On 1 September 2001, the 26th Squadrons Group "Giove" based at Pisa Air Base was transferred from the Paratroopers Brigade "Folgore" to the 1st Air Cavalry Regiment "Antares". During the same year, the regiment entered the newly formed Air Cavalry Grouping. On 4 November 2002, the 26th Squadrons Group "Giove", 51st Squadrons Group "Leone", and Medium Helicopters Squadron merged to form the 26th Air Cavalry Squadrons Group "Giove" - Special Operations Helicopters Unit (Reparto Elicotteri per Operazioni Speciali - REOS). The "Giove" squadrons group maintained a detachment at Pisa-San Giusto Air Base, which was equipped with AB 205 helicopters.

On 3 November 2003, the Air Cavalry left the Italian Army's Cavalry Arm and became, as Army Aviation Specialty, a separate speciality of the Italian Army. Consequently, the 1st Air Cavalry Regiment "Antares" was renamed 1st Army Aviation Regiment "Antares", while the Air Cavalry Grouping was renamed Army Aviation Grouping. On 1 March 2006, the Army Aviation Grouping was reorganized and renamed Army Aviation Brigade.

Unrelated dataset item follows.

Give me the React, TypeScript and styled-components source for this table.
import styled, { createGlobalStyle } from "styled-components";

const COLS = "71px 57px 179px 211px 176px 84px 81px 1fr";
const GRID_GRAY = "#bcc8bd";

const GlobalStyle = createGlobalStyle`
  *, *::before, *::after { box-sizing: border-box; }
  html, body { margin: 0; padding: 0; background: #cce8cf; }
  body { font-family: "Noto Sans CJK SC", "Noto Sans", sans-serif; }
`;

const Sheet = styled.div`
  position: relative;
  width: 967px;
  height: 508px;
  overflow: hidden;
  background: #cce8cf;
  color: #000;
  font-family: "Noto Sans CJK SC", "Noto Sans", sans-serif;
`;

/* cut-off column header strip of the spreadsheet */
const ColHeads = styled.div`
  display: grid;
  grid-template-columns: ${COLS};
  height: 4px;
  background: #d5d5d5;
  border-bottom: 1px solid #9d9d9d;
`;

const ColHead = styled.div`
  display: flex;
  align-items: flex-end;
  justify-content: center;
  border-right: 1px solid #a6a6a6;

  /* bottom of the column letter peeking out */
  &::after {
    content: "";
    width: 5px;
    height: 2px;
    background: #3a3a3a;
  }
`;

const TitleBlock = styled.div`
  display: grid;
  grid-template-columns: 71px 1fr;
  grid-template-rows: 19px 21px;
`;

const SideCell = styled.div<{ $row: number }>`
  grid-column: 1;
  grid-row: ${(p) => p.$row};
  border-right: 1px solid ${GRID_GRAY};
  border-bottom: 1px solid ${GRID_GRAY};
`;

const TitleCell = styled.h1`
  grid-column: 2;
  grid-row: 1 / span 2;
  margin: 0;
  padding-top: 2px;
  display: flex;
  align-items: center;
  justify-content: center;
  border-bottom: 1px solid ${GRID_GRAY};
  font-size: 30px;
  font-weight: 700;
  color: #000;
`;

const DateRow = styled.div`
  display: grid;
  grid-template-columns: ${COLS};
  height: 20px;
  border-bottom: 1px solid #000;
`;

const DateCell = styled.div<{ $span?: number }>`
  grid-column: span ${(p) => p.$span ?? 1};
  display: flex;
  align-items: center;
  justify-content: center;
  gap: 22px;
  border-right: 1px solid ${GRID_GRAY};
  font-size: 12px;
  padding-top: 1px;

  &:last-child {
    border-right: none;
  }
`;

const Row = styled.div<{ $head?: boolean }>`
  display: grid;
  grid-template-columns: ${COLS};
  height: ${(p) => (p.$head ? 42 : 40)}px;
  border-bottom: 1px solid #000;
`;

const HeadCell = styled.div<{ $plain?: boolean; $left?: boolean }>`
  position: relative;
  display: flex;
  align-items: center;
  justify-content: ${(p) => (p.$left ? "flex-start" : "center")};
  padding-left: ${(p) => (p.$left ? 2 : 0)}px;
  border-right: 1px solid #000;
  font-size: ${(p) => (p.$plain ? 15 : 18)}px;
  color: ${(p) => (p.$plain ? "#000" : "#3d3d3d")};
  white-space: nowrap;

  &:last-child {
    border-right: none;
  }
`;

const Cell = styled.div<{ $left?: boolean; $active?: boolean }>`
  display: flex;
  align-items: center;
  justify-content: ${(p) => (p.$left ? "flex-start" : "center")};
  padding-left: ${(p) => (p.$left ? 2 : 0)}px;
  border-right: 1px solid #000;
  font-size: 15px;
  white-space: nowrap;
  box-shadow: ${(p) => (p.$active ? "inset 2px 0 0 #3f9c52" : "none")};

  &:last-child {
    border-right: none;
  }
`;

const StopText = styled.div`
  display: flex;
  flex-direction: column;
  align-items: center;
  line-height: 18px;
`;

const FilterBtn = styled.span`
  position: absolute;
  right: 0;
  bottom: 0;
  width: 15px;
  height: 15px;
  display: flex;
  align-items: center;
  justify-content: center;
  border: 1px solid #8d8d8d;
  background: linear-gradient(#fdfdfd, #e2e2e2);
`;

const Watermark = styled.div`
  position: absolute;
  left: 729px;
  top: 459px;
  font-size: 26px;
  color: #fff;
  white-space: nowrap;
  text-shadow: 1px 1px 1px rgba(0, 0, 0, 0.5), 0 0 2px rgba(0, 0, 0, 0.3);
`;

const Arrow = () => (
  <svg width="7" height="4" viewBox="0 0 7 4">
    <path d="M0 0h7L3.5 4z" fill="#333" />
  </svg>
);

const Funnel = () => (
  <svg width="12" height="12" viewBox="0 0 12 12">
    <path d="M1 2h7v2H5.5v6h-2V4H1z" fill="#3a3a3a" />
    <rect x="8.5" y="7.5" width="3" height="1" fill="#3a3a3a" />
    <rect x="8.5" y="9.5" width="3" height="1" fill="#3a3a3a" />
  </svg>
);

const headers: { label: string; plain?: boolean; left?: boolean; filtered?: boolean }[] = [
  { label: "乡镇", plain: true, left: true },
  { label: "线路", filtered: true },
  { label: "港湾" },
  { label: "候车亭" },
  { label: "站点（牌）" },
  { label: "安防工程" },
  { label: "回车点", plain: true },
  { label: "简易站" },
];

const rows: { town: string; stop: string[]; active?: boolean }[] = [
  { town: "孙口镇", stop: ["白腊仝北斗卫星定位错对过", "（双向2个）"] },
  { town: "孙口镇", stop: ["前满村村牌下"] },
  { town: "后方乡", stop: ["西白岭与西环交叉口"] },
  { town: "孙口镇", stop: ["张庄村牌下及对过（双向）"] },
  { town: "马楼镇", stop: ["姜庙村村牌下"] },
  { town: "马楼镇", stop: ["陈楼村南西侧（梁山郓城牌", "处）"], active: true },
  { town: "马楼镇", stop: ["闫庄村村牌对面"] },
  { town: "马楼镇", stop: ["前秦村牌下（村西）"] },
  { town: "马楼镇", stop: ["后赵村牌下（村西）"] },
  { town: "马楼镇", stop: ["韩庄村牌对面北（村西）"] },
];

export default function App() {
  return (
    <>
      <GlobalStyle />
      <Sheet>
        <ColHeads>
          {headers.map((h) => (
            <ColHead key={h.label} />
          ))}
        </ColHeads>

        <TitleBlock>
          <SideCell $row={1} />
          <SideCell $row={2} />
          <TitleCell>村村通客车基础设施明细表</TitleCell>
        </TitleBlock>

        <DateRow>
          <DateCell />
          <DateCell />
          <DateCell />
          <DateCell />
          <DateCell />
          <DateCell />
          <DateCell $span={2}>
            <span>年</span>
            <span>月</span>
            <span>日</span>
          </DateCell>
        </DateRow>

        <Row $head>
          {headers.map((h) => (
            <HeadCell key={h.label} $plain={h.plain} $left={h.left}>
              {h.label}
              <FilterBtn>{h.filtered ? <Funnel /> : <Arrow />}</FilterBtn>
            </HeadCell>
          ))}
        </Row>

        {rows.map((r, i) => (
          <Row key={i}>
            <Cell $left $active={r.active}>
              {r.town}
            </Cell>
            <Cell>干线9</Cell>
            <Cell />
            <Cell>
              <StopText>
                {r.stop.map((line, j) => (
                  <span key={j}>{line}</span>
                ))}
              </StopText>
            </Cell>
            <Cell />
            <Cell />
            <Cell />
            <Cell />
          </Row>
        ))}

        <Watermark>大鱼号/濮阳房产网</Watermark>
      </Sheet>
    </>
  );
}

On 24 June 2013, the 28th Squadrons Group "Tucano" joined the regiment. On 10 November 2014, the 26th Squadrons Group "Giove" left the regiment and was then used to form the 3rd Special Operations Helicopter Regiment "Aldebaran". On 1 October 2023, the regiment was assigned, together with all other army aviation regiments, to the Airmobile Brigade "Friuli".

== Organization ==
As of 2024 the 1st Army Aviation Regiment "Antares" is organized as follows:

- 1st Army Aviation Regiment "Antares", at Viterbo Airport
  - Headquarters Unit
  - 11th Squadrons Group "Ercole"
    - 111th Medium Transport Helicopters Squadron
    - 112th Medium Transport Helicopters Squadron
  - 28th Squadrons Group "Tucano", at Viterbo Airport (Lazio)
    - Regional Transport and Liaison Planes Squadron (P180 Avanti II planes)
    - Light Transport and Liaison Planes Squadron (Dornier 228-212 planes)
  - Support Squadrons Group
    - Logistic Support Squadron
    - Maintenance Squadron

== Equipment ==
The 11th Squadrons Group "Ercole" is equipped with CH-47F Chinook transport helicopters.